When Abram and Sarai move to Egypt, Abram fears his beautiful wife will attract Pharaoh's attention, thus risking Abram's life.  So he cooks up a plan that ends up with Sarai in Pharaoh's harem.  Very little is said about Sarai's role in Abram's charade.  Obviously she went along with it.  But did she protest?  Would Abram have listened if she did?  What were her thoughts, feelings, and fears? 

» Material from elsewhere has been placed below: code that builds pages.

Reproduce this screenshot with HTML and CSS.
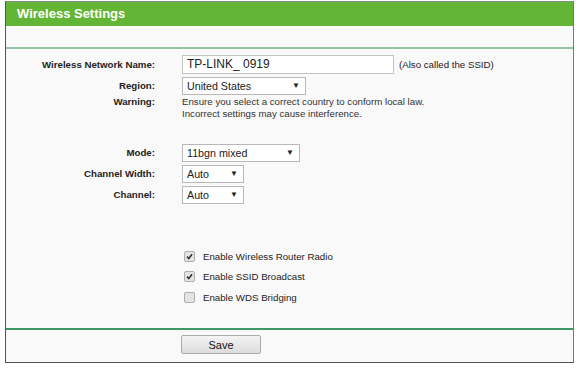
FILE: index.html
```html
<!DOCTYPE html>
<html lang="en">
<head>
  <meta charset="UTF-8">
  <title>Wireless Settings</title>
  <link rel="stylesheet" href="styles.css">
</head>
<body>
  <div class="panel">
    <div class="panel-title">Wireless Settings</div>
    <div class="spacer"></div>
    <div class="form">
      <div class="row">
        <div class="label">Wireless Network Name:</div>
        <div class="field">
          <div class="textbox ssid">TP-LINK_ 0919</div>
          <span class="hint">(Also called the SSID)</span>
        </div>
      </div>
      <div class="row">
        <div class="label">Region:</div>
        <div class="field">
          <div class="select region">United States<span class="arrow">&#9660;</span></div>
        </div>
      </div>
      <div class="row warn">
        <div class="label">Warning:</div>
        <div class="note">Ensure you select a correct country to conform local law.<br>Incorrect settings may cause interference.</div>
      </div>

      <div class="row gap-top">
        <div class="label">Mode:</div>
        <div class="field">
          <div class="select mode">11bgn mixed<span class="arrow">&#9660;</span></div>
        </div>
      </div>
      <div class="row">
        <div class="label">Channel Width:</div>
        <div class="field">
          <div class="select small">Auto<span class="arrow">&#9660;</span></div>
        </div>
      </div>
      <div class="row">
        <div class="label">Channel:</div>
        <div class="field">
          <div class="select small">Auto<span class="arrow">&#9660;</span></div>
        </div>
      </div>

      <div class="row check-row check-first">
        <div class="label"></div>
        <div class="field">
          <span class="check on"><svg width="7" height="7" viewBox="0 0 7 7"><path d="M1 3.6 L2.8 5.6 L6 1.2" fill="none" stroke="#333" stroke-width="1.6"/></svg></span>
          <span class="check-text">Enable Wireless Router Radio</span>
        </div>
      </div>
      <div class="row check-row">
        <div class="label"></div>
        <div class="field">
          <span class="check on"><svg width="7" height="7" viewBox="0 0 7 7"><path d="M1 3.6 L2.8 5.6 L6 1.2" fill="none" stroke="#333" stroke-width="1.6"/></svg></span>
          <span class="check-text">Enable SSID Broadcast</span>
        </div>
      </div>
      <div class="row check-row">
        <div class="label"></div>
        <div class="field">
          <span class="check"></span>
          <span class="check-text">Enable WDS Bridging</span>
        </div>
      </div>
    </div>
    <div class="actions">
      <button class="btn">Save</button>
    </div>
  </div>
</body>
</html>
```

FILE: styles.css
```css
body {
  margin: 0;
  background: #fff;
  font-family: "Liberation Sans", Arial, sans-serif;
  color: #222;
}
.panel {
  width: 567px;
  margin: 1px 0 0 5px;
  border: 1px solid #555;
  border-top-color: #888;
  border-right-color: #777;
  background: #f9f9f9;
}
.panel-title {
  height: 24px;
  line-height: 24px;
  padding-left: 11px;
  background: #63b535;
  color: #fff;
  font-size: 13px;
  font-weight: bold;
}
.spacer {
  height: 21px;
  border-bottom: 2px solid #93c3a5;
}
.form {
  padding: 5px 0 20px;
  border-bottom: 2px solid #3d9a62;
}
.row {
  display: flex;
  align-items: center;
  height: 21px;
}
.label {
  width: 149px;
  margin-right: 27px;
  text-align: right;
  font-size: 9.7px;
  font-weight: bold;
}
.field {
  display: flex;
  align-items: center;
}
.textbox, .select {
  box-sizing: border-box;
  background: #fff;
  border: 1px solid #c4c4c4;
  font-size: 10.7px;
  color: #222;
  padding-left: 4px;
}
.textbox {
  height: 19px;
  line-height: 17px;
  font-size: 12px;
}
.ssid {
  width: 212px;
}
.hint {
  margin-left: 5px;
  font-size: 9.7px;
}
.select {
  position: relative;
  height: 18px;
  line-height: 16px;
  border-color: #b8b8b8;
}
.arrow {
  position: absolute;
  right: 5px;
  top: 0;
  font-size: 8px;
  color: #222;
}
.region {
  width: 124px;
}
.mode {
  width: 118px;
}
.small {
  width: 62px;
}
.warn {
  height: 24px;
  align-items: flex-start;
}
.warn .label {
  line-height: 12px;
}
.note {
  font-size: 9.7px;
  line-height: 12px;
  color: #333;
}
.gap-top {
  margin-top: 22px;
}
.check-row {
  height: 20.5px;
}
.check-first {
  margin-top: 41px;
}
.check {
  box-sizing: border-box;
  width: 11px;
  height: 11px;
  margin-left: 2px;
  border: 1px solid #adadad;
  border-radius: 2px;
  background: #e4e4e4;
  display: flex;
  align-items: center;
  justify-content: center;
}
.check-text {
  margin-left: 8px;
  font-size: 9.7px;
}
.actions {
  height: 27px;
  padding: 5px 0 0 175px;
}
.btn {
  width: 80px;
  height: 19px;
  padding: 0;
  border: 1px solid #aaa;
  border-radius: 2px;
  background: linear-gradient(#f4f4f4, #dcdcdc);
  font-family: "Liberation Sans", Arial, sans-serif;
  font-size: 11px;
  color: #111;
}
```
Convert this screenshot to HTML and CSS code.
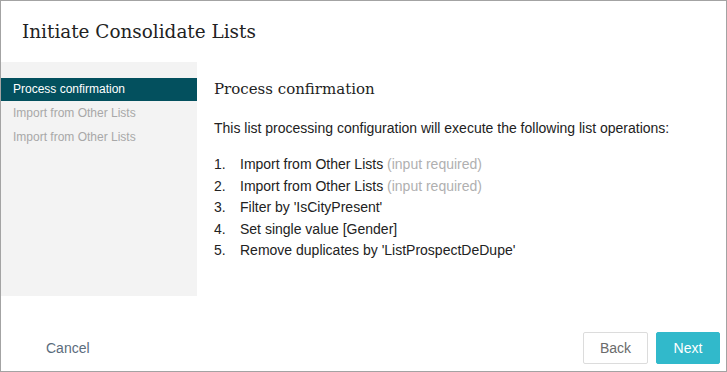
FILE: index.html
```html
<!DOCTYPE html>
<html>
<head>
<meta charset="utf-8">
<link rel="stylesheet" href="styles.css">
</head>
<body>
<div class="dialog">
  <h1 class="title">Initiate Consolidate Lists</h1>
  <div class="main">
    <nav class="side">
      <div class="step active">Process confirmation</div>
      <div class="step">Import from Other Lists</div>
      <div class="step">Import from Other Lists</div>
    </nav>
    <section class="content">
      <h2 class="heading">Process confirmation</h2>
      <p class="intro">This list processing configuration will execute the following list operations:</p>
      <ol class="ops">
        <li><span class="num">1.</span>Import from Other Lists <span class="muted">(input required)</span></li>
        <li><span class="num">2.</span>Import from Other Lists <span class="muted">(input required)</span></li>
        <li><span class="num">3.</span>Filter by 'IsCityPresent'</li>
        <li><span class="num">4.</span>Set single value [Gender]</li>
        <li><span class="num">5.</span>Remove duplicates by 'ListProspectDeDupe'</li>
      </ol>
    </section>
  </div>
  <div class="footer">
    <button class="link">Cancel</button>
    <div class="actions">
      <button class="btn back">Back</button>
      <button class="btn next">Next</button>
    </div>
  </div>
</div>
</body>
</html>
```

FILE: styles.css
```css
html, body {
  margin: 0;
  padding: 0;
  background: #ffffff;
}
.dialog {
  width: 727px;
  height: 372px;
  box-sizing: border-box;
  border: 1px solid #a3a3a3;
  display: flex;
  flex-direction: column;
  font-family: "Liberation Sans", Arial, sans-serif;
}
.title {
  margin: 0;
  padding: 20px 0 0 21px;
  height: 41px;
  font-family: "DejaVu Serif", serif;
  font-weight: normal;
  font-size: 18.4px;
  color: #222;
  line-height: 22px;
}
.main {
  display: flex;
  height: 234px;
}
.side {
  width: 196px;
  background: #f3f3f3;
  padding-top: 16px;
  box-sizing: border-box;
}
.step {
  height: 24px;
  line-height: 24px;
  padding-left: 12px;
  font-size: 12px;
  color: #a8a8a8;
}
.step.active {
  height: 23px;
  line-height: 23px;
  background: #03505e;
  color: #ffffff;
}
.content {
  padding: 17px 0 0 17px;
  flex: 1;
}
.heading {
  margin: 0;
  font-family: "DejaVu Serif", serif;
  font-weight: normal;
  font-size: 15px;
  line-height: 20px;
  color: #222;
}
.intro {
  margin: 20px 0 0 0;
  font-size: 14px;
  line-height: 18px;
  color: #222;
}
.ops {
  list-style: none;
  margin: 17px 0 0 0;
  padding: 0;
  font-size: 14px;
  color: #222;
}
.ops li {
  line-height: 21.5px;
}
.num {
  display: inline-block;
  width: 26px;
}
.muted {
  color: #b0b0b0;
}
.footer {
  flex: 1;
  display: flex;
  align-items: flex-end;
  justify-content: space-between;
  padding: 0 6px 7px 45px;
}
.link {
  border: none;
  background: none;
  padding: 0;
  margin-bottom: 8px;
  font-family: "Liberation Sans", Arial, sans-serif;
  font-size: 14px;
  color: #5b6c7c;
}
.actions {
  display: flex;
  gap: 8px;
}
.btn {
  height: 32px;
  font-family: "Liberation Sans", Arial, sans-serif;
  font-size: 14px;
  border-radius: 2px;
}
.back {
  width: 65px;
  background: #ffffff;
  border: 1px solid #dcdcdc;
  color: #6b6b6b;
}
.next {
  width: 64px;
  background: #31b9cb;
  border: 1px solid #31b9cb;
  color: #ffffff;
}
```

In fact, from the Fall up to this part of the Bible, there's not much said about women.  They're listed only in conjunction with their men.  How did Eve, the Mother of all Living, raise her children without the support of friends and older women who had already been there, done that?  Did Noah's wife have doubts about the ark, or was she as faithful as her husband?  Did she pick up a hammer and work alongside her husband?  Was she in charge of feeding the lions?  What about the Tower of Babel?  Were those women as wrongfully ambitious as their spouses?  We don't know.  But I would venture to guess that, as elsewhere in the Bible and throughout history, God rewards the faithful and punishes the unjust.

So now we come to Sarai.  She had already followed her husband when he left their homeland to trek into the unknown.  But in this story, he's not asking her to pack up and move.  He's telling her to lie and make nice with Pharaoh - all so that Abram's life will be spared (no mention of whether or not this would benefit Sarai - I'm thinking that wasn't Abram's chief concern). 

What's a wife to do when her husband's leadership would cause her to sin?  Sarai's life was probably about to be compromised either way - if Pharaoh wanted her, he'd take her.  Maybe that's the reasoning Abram used on her.  So if God says the man is the head of the house, and women are to submit, does that mean we are to always blindly obey?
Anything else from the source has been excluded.